Marli não fala como personagem pronta para virar símbolo de uma disputa. Ela fala como quem está acostumada a olhar a mesma paisagem há tempo suficiente para notar quando algo muda. Na varanda, ela aponta onde antes havia mais árvores e onde agora o terreno foi aberto. “Cortaram desse pé de manga para lá”, diz. E, ao mesmo tempo em que descreve a derrubada, emenda as histórias que sempre rondaram o lugar, como se a cidade tivesse deixado guardadas ali suas crenças em forma de boato.

A mais famosa é a do tesouro. Marli ouviu muito isso. “Diziam que ali tem um tesouro. A gente nunca achou”, afirma. A história, segundo ela, vem de longe e inclui marcas no terreno, um ponto específico “depois daquele pé de manga”, e até uma “forquilha” que indicaria o lugar exato. Mas andamos por ali nesta terça-feira (23) e também não encontramos.

Existe também a fama de assombração. “Muita gente fala que é mal-assombrado”, diz Marli, mas ela mesma nega. Para quem mora na Rua do Sol, diz, nunca houve “assombração” nenhuma. Ao contrário, a casa dela carrega referências de fé e um passado familiar de igreja, com uma porta antiga guardada como relíquia do tempo em que o pai recebia fiéis ali.

E medo, ali, não é só folclore. Marli descreve que, em outros períodos, a área já foi vista como perigosa, com relatos de situações de insegurança pela escuridão em meio às árvores. É o lado menos romântico do “mato” no meio do bairro. Para algumas gerações, era aventura; para outras, era risco. Com o passar do tempo, conforme o entorno se adensou e as rotas mudaram, a sensação de segurança também oscilou.

Segundo o proprietário, as derrubadas realizadas até aqui foram autorizadas, e há contrapartidas previstas, com replantio já em cultivo.
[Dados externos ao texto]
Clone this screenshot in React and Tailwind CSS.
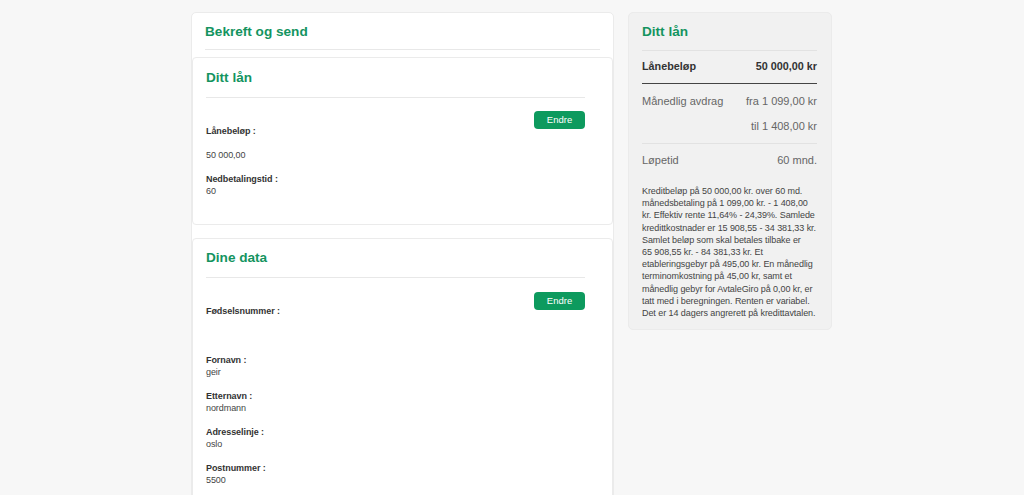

A área é privada, e o processo segue as etapas de limpeza para a obra, com a promessa de preservação da parte onde há uma nascente. Mas as histórias, bem, as histórias fazem parte do lugar e também vão permanecer na memória afetiva.

Na prática, o mangueiral deixa de ser um território amplo de sombra e passa a existir como lembrança. Marli diz que, sempre que pode, olha para as árvores que restaram com alegria. “São muitas memórias boas”, finaliza.